First, having a background at various CPA firms, advisory firms, and retail tax preparation firms, I have found that by far the best tax experience an individual can receive is having their returns prepared by a full-time professional. I know many part-time preparers, and am one myself, but I strongly recommend the efficiency, quality checks, professional experience, and cost that a full-time specialist provides.

Next, it benefits most clients to have a person who specializes in working with the detailed numbers from the past, and someone who is focused on the big picture, and is more future-oriented. A financial advisor is often the best person to see the financial forest for the trees, and not allow decisions to be made in the bubble of simply what is best from a tax perspective.

As I mentioned, searching for a professional can be tricky. Price may play a factor, however many independent tax professionals charge less than the retail stores, and a good preparer is worth the cost.

The criteria I recommend focusing on include:

  • Experience. How long has this individual been preparing income tax returns? How many years prior to preparing returns for clients were they supervised by a qualified professional? Is this their only field, or do they simply do returns “on the side” and devote more of their time to other endeavors?

  • Number of support staff. How many people review your return for accuracy? Many independent firms will have two or three sets of eyes glance over a return before it is ultimately signed, though some are solo-practitoners who are their own check.

  • Knowledge. How does this professional keep up on tax knowledge? Are they respected in their field?

  • Referrals. It may be best to start with recommendations who other independent professionals believe is qualified.

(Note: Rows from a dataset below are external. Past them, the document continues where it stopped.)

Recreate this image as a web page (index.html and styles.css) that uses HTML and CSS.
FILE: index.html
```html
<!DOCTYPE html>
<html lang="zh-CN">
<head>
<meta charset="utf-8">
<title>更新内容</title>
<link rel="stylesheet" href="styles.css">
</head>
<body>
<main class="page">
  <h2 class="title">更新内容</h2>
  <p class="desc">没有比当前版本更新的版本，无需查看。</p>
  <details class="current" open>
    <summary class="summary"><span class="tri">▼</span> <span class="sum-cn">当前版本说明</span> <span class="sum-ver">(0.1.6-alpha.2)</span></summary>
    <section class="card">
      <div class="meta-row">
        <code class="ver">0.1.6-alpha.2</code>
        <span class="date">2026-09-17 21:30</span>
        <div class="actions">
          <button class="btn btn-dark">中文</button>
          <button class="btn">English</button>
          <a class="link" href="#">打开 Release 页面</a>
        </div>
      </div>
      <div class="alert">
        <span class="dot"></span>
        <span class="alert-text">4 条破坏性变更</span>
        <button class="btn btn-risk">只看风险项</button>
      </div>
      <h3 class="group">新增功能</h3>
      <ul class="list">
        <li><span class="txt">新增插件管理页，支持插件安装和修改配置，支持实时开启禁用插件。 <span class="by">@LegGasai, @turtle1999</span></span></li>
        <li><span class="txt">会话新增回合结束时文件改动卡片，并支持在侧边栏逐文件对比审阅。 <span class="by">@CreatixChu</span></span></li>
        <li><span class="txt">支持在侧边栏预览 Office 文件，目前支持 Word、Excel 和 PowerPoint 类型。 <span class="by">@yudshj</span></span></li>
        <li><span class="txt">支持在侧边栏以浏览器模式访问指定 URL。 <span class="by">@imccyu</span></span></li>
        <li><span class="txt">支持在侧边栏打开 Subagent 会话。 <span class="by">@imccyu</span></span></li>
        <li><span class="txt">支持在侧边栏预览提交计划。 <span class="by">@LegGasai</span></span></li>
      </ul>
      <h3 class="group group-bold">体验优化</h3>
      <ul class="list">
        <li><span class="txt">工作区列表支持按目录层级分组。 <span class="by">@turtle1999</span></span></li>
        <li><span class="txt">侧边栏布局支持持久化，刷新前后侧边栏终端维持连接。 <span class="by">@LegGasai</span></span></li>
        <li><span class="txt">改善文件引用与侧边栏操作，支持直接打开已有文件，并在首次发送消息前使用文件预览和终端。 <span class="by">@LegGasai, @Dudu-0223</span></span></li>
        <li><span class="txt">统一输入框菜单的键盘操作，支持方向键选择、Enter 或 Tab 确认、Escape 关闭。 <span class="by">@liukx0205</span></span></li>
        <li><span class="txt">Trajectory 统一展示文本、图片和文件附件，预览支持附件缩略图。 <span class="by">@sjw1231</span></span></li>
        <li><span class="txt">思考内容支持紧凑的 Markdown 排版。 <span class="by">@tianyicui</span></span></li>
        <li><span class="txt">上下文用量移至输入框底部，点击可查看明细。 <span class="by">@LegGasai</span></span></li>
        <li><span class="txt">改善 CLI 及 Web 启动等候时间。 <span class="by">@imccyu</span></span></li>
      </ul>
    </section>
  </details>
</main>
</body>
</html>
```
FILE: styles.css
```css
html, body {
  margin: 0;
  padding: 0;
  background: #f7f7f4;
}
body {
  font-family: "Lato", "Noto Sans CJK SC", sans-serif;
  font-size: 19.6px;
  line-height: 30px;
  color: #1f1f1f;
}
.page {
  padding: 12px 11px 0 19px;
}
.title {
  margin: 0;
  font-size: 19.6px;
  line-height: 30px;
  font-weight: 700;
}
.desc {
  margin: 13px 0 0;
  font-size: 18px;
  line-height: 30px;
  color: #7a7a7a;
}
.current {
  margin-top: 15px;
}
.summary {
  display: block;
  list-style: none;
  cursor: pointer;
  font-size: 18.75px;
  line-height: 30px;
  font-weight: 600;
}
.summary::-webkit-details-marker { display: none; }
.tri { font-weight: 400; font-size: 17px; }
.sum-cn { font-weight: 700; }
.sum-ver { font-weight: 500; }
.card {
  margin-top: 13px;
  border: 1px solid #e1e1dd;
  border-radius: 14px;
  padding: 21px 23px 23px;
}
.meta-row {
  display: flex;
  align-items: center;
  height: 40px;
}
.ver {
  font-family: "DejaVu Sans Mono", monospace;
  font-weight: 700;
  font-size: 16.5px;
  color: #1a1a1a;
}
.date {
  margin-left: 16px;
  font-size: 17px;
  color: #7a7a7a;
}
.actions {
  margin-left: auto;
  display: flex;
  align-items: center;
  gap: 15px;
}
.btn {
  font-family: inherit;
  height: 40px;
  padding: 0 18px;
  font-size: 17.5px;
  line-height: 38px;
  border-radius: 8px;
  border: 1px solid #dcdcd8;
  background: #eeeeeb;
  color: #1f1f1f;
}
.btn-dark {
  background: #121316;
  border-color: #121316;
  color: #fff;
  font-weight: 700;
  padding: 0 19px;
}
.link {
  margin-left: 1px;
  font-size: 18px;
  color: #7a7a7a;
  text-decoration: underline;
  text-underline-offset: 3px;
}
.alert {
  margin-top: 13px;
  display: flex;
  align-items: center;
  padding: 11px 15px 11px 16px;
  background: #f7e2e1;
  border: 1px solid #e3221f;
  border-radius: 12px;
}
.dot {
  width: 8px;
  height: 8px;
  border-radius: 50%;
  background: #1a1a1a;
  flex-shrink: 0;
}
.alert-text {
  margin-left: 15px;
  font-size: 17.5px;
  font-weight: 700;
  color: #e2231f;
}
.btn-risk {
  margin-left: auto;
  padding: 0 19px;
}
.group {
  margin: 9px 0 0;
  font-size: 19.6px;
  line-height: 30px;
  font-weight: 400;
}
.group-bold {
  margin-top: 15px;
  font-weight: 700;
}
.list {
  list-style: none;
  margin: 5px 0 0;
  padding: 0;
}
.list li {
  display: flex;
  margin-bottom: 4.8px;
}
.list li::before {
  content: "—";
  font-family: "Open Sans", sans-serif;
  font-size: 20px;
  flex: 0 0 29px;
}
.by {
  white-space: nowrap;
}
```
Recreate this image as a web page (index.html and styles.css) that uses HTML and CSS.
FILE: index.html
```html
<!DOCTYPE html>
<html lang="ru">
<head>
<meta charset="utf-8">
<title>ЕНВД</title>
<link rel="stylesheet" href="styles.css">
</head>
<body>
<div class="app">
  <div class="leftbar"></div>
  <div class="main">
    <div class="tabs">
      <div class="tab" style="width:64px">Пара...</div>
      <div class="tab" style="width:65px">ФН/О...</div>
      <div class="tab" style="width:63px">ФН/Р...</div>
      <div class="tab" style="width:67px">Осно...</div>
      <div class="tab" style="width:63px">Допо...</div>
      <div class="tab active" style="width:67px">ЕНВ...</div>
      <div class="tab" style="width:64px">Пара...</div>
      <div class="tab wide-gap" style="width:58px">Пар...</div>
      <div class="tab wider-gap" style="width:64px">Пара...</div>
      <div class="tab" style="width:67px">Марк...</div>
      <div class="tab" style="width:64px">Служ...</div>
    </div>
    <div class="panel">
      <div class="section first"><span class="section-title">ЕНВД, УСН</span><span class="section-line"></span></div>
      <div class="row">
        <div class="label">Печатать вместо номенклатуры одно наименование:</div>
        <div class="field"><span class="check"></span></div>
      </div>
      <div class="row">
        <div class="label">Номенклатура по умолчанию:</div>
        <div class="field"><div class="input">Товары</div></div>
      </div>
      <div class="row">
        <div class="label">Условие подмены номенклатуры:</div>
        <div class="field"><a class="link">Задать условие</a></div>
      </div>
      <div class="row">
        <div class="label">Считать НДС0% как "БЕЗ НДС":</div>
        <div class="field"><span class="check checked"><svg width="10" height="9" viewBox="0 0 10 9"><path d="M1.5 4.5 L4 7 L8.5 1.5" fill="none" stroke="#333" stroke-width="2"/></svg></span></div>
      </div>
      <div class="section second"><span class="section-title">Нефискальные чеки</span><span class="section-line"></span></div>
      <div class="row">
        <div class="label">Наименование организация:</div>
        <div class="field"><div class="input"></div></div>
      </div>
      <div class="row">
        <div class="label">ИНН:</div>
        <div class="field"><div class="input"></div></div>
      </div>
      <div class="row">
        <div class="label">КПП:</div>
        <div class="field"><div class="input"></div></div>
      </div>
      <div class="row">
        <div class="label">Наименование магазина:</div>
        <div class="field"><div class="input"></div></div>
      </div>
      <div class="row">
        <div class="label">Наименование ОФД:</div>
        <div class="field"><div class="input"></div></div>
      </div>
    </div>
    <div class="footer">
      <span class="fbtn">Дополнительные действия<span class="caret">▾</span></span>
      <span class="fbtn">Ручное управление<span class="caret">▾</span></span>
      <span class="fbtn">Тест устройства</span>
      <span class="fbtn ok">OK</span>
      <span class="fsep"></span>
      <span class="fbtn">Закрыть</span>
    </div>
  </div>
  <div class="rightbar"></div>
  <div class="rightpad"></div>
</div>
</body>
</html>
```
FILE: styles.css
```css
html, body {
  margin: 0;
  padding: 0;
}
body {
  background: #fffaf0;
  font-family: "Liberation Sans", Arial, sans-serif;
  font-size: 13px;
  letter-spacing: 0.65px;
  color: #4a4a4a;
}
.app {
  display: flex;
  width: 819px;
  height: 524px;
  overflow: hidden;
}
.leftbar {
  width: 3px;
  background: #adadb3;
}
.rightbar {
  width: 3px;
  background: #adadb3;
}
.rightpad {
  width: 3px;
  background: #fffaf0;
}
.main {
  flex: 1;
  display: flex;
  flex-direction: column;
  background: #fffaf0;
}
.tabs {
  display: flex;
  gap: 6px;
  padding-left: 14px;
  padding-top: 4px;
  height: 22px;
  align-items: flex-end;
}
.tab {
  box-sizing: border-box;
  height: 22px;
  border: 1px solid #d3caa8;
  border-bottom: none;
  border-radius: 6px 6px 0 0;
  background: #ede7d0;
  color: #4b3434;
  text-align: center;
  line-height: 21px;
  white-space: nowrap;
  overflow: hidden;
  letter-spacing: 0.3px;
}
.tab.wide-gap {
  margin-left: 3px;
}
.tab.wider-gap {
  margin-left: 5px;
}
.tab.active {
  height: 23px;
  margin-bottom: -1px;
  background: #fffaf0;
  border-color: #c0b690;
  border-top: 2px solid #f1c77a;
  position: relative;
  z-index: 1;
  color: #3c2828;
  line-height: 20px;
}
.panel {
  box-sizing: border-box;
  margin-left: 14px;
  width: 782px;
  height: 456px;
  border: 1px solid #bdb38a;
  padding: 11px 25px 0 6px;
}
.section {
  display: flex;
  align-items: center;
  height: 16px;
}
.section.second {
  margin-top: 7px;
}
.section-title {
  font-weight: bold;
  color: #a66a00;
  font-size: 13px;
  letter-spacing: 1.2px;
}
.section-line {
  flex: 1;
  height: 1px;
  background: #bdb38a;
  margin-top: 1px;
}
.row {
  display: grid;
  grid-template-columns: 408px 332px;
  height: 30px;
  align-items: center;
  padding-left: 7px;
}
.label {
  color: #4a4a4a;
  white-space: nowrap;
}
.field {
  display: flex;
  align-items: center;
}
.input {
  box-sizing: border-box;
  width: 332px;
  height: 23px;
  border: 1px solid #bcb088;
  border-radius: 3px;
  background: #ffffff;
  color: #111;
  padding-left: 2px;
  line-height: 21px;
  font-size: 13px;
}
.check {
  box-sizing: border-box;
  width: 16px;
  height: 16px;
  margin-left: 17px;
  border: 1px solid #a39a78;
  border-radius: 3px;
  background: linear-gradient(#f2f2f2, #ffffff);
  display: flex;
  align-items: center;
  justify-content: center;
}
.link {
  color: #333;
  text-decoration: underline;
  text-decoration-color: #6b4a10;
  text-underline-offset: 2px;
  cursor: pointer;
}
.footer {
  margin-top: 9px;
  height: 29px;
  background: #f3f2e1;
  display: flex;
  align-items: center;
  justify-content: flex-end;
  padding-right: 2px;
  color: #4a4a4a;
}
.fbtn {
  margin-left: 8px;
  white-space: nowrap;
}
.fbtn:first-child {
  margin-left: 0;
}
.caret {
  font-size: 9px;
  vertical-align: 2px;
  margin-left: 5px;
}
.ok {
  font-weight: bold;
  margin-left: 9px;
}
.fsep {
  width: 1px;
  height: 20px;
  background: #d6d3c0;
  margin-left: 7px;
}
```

Credentials can be helpful in determining if an individual may be qualified, but they should not be the determining factor. CPAs have the training and skillset to be great tax professionals, but just because one is a CPA does not mean they have the experience or knowledge in taxes to be competent. The same is true of tax attorneys and enrolled agents. The exams and barriers to certifications in tax preparation are very weak; credentials do not for the most part test tax knowledge (CPA), and there are none that truly test the ability to prepare a return in practice. Many are checking for a very basic knowledge of common issues, and unfortunately with income tax returns there are a lot of areas that aren’t black or white, and many that require a significant ability to research and provide rationale for the decisions that are made.